Cost. You’ll need to invest in a new set of tools that can perform instant analysis on continually flowing data. However, the many benefits of establishing this real-time analytics architecture make for a very positive ROI over the long term.

Internal buy-in. You’ll also need to clearly define what you mean by real time, which data sources to include, which internal processes should be adjusted, and what training various teams will need.

Examples of Real-Time Analytics

Real-time big data analytics is applied in many ways in nearly every industry today. Here are the four main use case categories:

Real-time personalization. Real-time analytics can help you deliver online content and promotional offers based on each user’s profile and their actions in-the-moment. For example, an ecommerce store could serve personalized recommendations to a customer based not only on their historical shopping data but on what that customer just added to their cart.

Preemptive maintenance. Real-time analytics can help you monitor equipment and detect problems so you can schedule service or order new parts in advance. This preemptive approach reduces downtime and improves productivity.

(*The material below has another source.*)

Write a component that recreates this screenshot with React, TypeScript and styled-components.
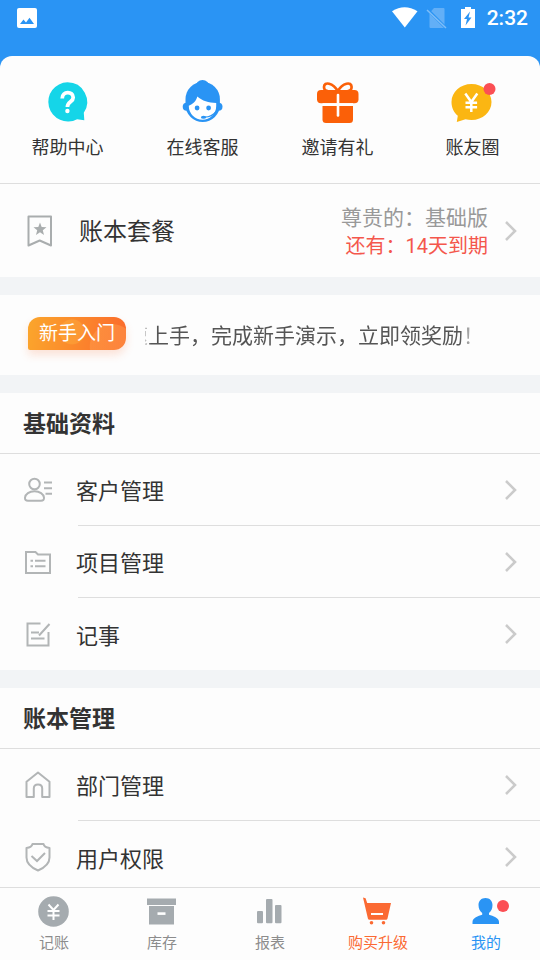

Performance optimization. Real-time analytics can help you optimize resource allocation with in-the-moment adjustments to activities and processes. For example, when combined with supply chain analytics, a freight provider can eliminate inefficient shipping routes by using real-time data on traffic and delays.

Fraud and error detection. Real-time analytics can help you take immediate action to stop fraud and errors by comparing historical data with current information. For example, a financial services company could detect anomalies in transaction activity and put a hold on an account to prevent further loss.